**Problem statement:**
Copy out each line that includes the word "screenshot".
--- START OF Given data ---
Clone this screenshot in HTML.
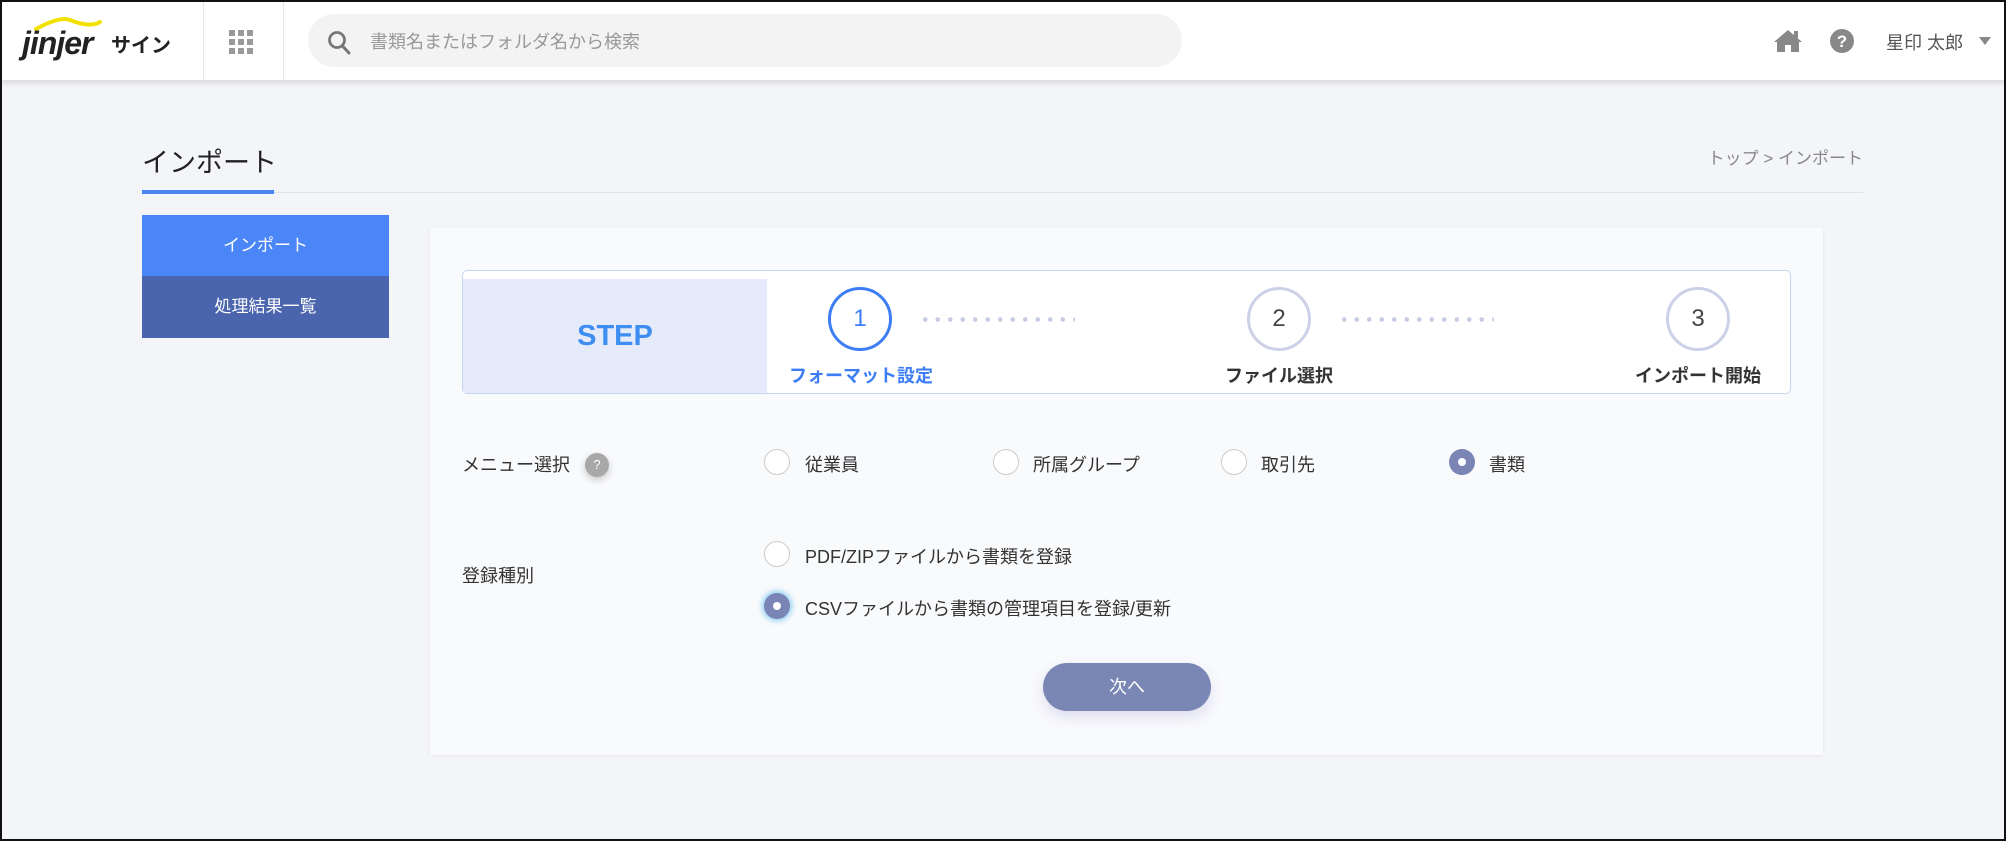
<!DOCTYPE html>
<html><head><meta charset="utf-8"><style>
*{margin:0;padding:0;box-sizing:border-box}
body{width:2006px;height:841px;overflow:hidden;background:#f4f5f9;font-family:"Liberation Sans","Noto Sans CJK JP",sans-serif;color:#333;position:relative}
.frame{position:absolute;inset:0;border:2px solid #111;z-index:10;pointer-events:none}
.abs{position:absolute}
header{position:absolute;left:0;top:0;width:2006px;height:80px;background:#fff;box-shadow:0 3px 6px rgba(0,0,0,.12)}
.vl{position:absolute;top:0;width:1px;height:80px;background:#e8e8e8}
.search{left:308px;top:14px;width:874px;height:53px;border-radius:27px;background:#f3f3f3;font-size:18px;color:#999;padding:14px 0 0 62px}
.radio{position:absolute;width:26px;height:26px;border-radius:50%;border:1px solid #ccc;background:#fff}
.radio.on{border:none;background:#7a84b5}
.radio.on::after{content:"";position:absolute;left:9px;top:9px;width:8px;height:8px;border-radius:50%;background:#fff}
.lbl{position:absolute;font-size:18px;color:#333;white-space:nowrap}
.circ{position:absolute;width:64px;height:64px;border-radius:50%;border:3px solid #ccd1e8;background:#fff;font-size:24px;text-align:center;line-height:58px;color:#444}
.dots{position:absolute;height:5px;background:radial-gradient(circle,#c5cbe3 2px,transparent 2.5px) 0 0/12.5px 5px repeat-x}
.slbl{position:absolute;font-size:18px;font-weight:bold;color:#333;white-space:nowrap;transform:translateX(-50%)}
</style></head><body>
<div class="frame"></div>
<header>
 <svg class="abs" style="left:30px;top:16px" width="76" height="16" viewBox="0 0 76 16"><path d="M6 13 Q30 0 40 4 Q60 12 70 6" fill="none" stroke="#f2e100" stroke-width="4" stroke-linecap="round"/></svg>
 <div class="abs" style="left:22px;top:25px;font-size:32px;font-weight:bold;font-style:italic;color:#222;letter-spacing:-1px">jinjer</div>
 <div class="abs" style="left:111px;top:29px;font-size:20px;font-weight:bold;color:#222">サイン</div>
 <div class="vl" style="left:203px"></div>
 <div class="vl" style="left:283px"></div>
 <svg class="abs" style="left:229px;top:30px" width="24" height="24" viewBox="0 0 24 24" fill="#999"><rect x="0" y="0" width="6" height="6"/><rect x="9" y="0" width="6" height="6"/><rect x="18" y="0" width="6" height="6"/><rect x="0" y="9" width="6" height="6"/><rect x="9" y="9" width="6" height="6"/><rect x="18" y="9" width="6" height="6"/><rect x="0" y="18" width="6" height="6"/><rect x="9" y="18" width="6" height="6"/><rect x="18" y="18" width="6" height="6"/></svg>
 <div class="abs search">書類名またはフォルダ名から検索</div>
 <svg class="abs" style="left:327px;top:30px" width="24" height="26" viewBox="0 0 24 26"><circle cx="10" cy="10" r="7.5" fill="none" stroke="#777" stroke-width="2.8"/><path d="M15.5 16 L22 23" stroke="#777" stroke-width="3" stroke-linecap="round"/></svg>
 <svg class="abs" style="left:1773px;top:28px" width="30" height="26" viewBox="0 0 30 26"><path d="M15 2 L1 14 L4 14 L4 24 L12 24 L12 17 L18 17 L18 24 L26 24 L26 14 L29 14 Z" fill="#888"/><rect x="21" y="3" width="4" height="7" fill="#888"/></svg>
 <svg class="abs" style="left:1829px;top:28px" width="26" height="26" viewBox="0 0 26 26"><circle cx="13" cy="13" r="12" fill="#888"/><text x="13" y="19" text-anchor="middle" font-size="17" font-weight="bold" fill="#fff" font-family="Liberation Sans">?</text></svg>
 <div class="abs" style="left:1886px;top:29px;font-size:18px;color:#555">星印 太郎</div>
 <div class="abs" style="left:1979px;top:37px;width:0;height:0;border-left:6px solid transparent;border-right:6px solid transparent;border-top:8px solid #888"></div>
</header>
<div class="abs" style="left:142px;top:141px;font-size:27px;color:#222">インポート</div>
<div class="abs" style="left:142px;top:192px;width:1721px;height:1px;background:#dfe2ec"></div>
<div class="abs" style="left:142px;top:190px;width:132px;height:4px;background:#4b86f0"></div>
<div class="abs" style="right:143px;top:144px;font-size:17px;color:#888">トップ &gt; インポート</div>
<div class="abs" style="left:142px;top:215px;width:247px;height:61px;background:#4a86f7;color:#fff;font-size:17px;text-align:center;line-height:61px">インポート</div>
<div class="abs" style="left:142px;top:276px;width:247px;height:62px;background:#4a64ae;color:#fff;font-size:17px;text-align:center;line-height:62px">処理結果一覧</div>
<div class="abs" style="left:430px;top:228px;width:1393px;height:527px;background:#f9fafc;box-shadow:0 1px 4px rgba(0,0,0,.05)"></div>
<div class="abs" style="left:462px;top:270px;width:1329px;height:124px;border:1.5px solid #c5d5f5;border-radius:5px;background:#fff"></div>
<div class="abs" style="left:463px;top:279px;width:304px;height:114px;background:#e6ebfb;color:#3d8ef0;font-size:29px;font-weight:bold;text-align:center;line-height:114px">STEP</div>
<div class="circ" style="left:828px;top:287px;border-color:#3d7ef5;color:#3d7ef5">1</div>
<div class="circ" style="left:1247px;top:287px">2</div>
<div class="circ" style="left:1666px;top:287px">3</div>
<div class="dots" style="left:919px;top:317px;width:156px"></div>
<div class="dots" style="left:1338px;top:317px;width:156px"></div>
<div class="slbl" style="left:861px;top:362px;color:#3d7ef5">フォーマット設定</div>
<div class="slbl" style="left:1279px;top:362px">ファイル選択</div>
<div class="slbl" style="left:1698px;top:362px">インポート開始</div>
<div class="lbl" style="left:462px;top:451px">メニュー選択</div>
<div class="abs" style="left:585px;top:453px;width:24px;height:24px;border-radius:50%;background:#a8a8a8;color:#fff;font-size:13px;text-align:center;line-height:24px;box-shadow:0 3px 8px rgba(0,0,0,.2)">?</div>
<div class="radio" style="left:764px;top:449px"></div><div class="lbl" style="left:805px;top:451px">従業員</div>
<div class="radio" style="left:993px;top:449px"></div><div class="lbl" style="left:1033px;top:451px">所属グループ</div>
<div class="radio" style="left:1221px;top:449px"></div><div class="lbl" style="left:1261px;top:451px">取引先</div>
<div class="radio on" style="left:1449px;top:449px"></div><div class="lbl" style="left:1489px;top:451px">書類</div>
<div class="lbl" style="left:462px;top:562px">登録種別</div>
<div class="radio" style="left:764px;top:541px"></div><div class="lbl" style="left:805px;top:543px">PDF/ZIPファイルから書類を登録</div>
<div class="radio on" style="left:764px;top:593px;box-shadow:0 0 6px 2px #8fd0f5"></div><div class="lbl" style="left:805px;top:595px">CSVファイルから書類の管理項目を登録/更新</div>
<div class="abs" style="left:1043px;top:663px;width:168px;height:48px;border-radius:24px;background:#7a86b3;color:#fff;font-size:18px;text-align:center;line-height:48px;box-shadow:0 6px 14px rgba(120,110,200,.2)">次へ</div>
</body></html>
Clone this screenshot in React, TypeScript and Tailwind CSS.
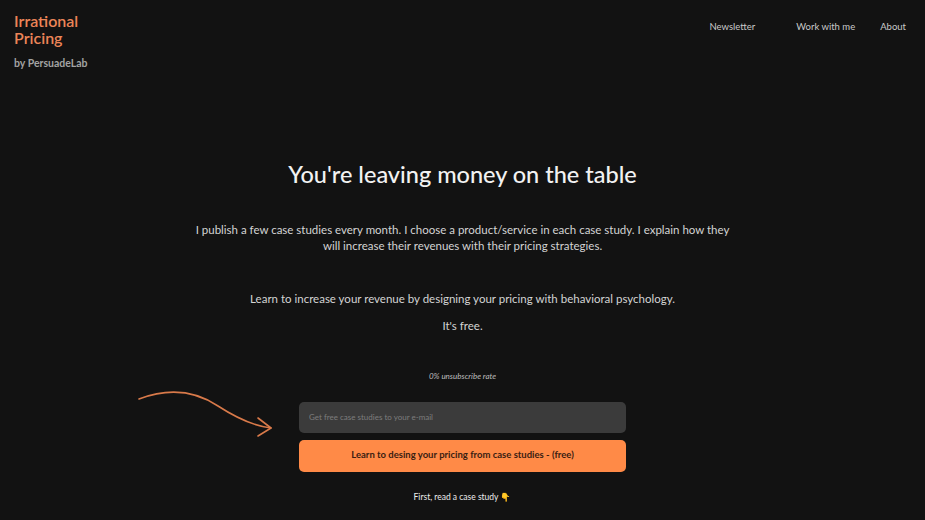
const FONT = "font-['Lato','Open_Sans',sans-serif]";

function CurvyArrow() {
  return (
    <svg width="140" height="52" viewBox="0 0 140 52" fill="none" className="shrink-0">
      <path
        d="M1 11 C 22 3, 50 -2, 80 18 C 100 31, 116 38, 133 40"
        stroke="#d97a4a"
        strokeWidth="1.6"
        strokeLinecap="round"
      />
      <path
        d="M120 30 L133 40 L120 48"
        stroke="#d97a4a"
        strokeWidth="1.6"
        strokeLinecap="round"
        strokeLinejoin="round"
      />
    </svg>
  );
}

export default function App() {
  return (
    <div className={`min-h-[520px] w-full bg-[#121212] ${FONT}`}>
      <header className="flex items-start justify-between pl-[14px] pr-[19px] pt-[12px]">
        <div>
          <a className="flex flex-col text-[16px] font-semibold leading-[17px] text-[#ec8558]">
            <span>Irrational</span>
            <span>Pricing</span>
          </a>
          <p className="mt-[10px] text-[10.5px] font-bold text-[#a3a3a3]">by PersuadeLab</p>
        </div>
        <nav className="mt-[8px] flex text-[9.5px] text-[#c9c9c9]">
          <a>Newsletter</a>
          <a className="ml-[41px]">Work with me</a>
          <a className="ml-[25px]">About</a>
        </nav>
      </header>

      <main className="flex flex-col items-center text-center">
        <h1 className="mt-[85px] text-[23.5px] font-medium text-[#f2f2f2]">
          You're leaving money on the table
        </h1>
        <p className="mt-[30px] w-[545px] text-[11.5px] leading-[16px] text-[#d4d4d4]">
          I publish a few case studies every month. I choose a product/service in each case study. I
          explain how they will increase their revenues with their pricing strategies.
        </p>
        <p className="mt-[36px] text-[11.5px] text-[#d4d4d4]">
          Learn to increase your revenue by designing your pricing with behavioral psychology.
        </p>
        <p className="mt-[10px] text-[11.5px] text-[#d4d4d4]">It's free.</p>

        <p className="mt-[35px] text-[8px] italic text-[#bdbdbd]">0% unsubscribe rate</p>

        <div className="relative mt-[20px] w-[327px]">
          <div className="absolute -left-[161px] -top-[14px]">
            <CurvyArrow />
          </div>
          <input
            placeholder="Get free case studies to your e-mail"
            className="h-[31px] w-full rounded-[5px] bg-[#3b3b3b] px-[10px] text-[8px] text-white outline-none placeholder:text-[#7d7d7d]"
          />
          <button className="mt-[7px] h-[32px] w-full rounded-[5px] bg-[#ff8a47] text-[9.5px] font-bold text-[#3a2012]">
            Learn to desing your pricing from case studies - (free)
          </button>
        </div>

        <p className="mt-[19px] text-[8.5px] text-[#ececec]">First, read a case study 👇</p>
      </main>
    </div>
  );
}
--- END OF Given data ---
**Result of the task:**
Clone this screenshot in HTML.
Clone this screenshot in React, TypeScript and Tailwind CSS.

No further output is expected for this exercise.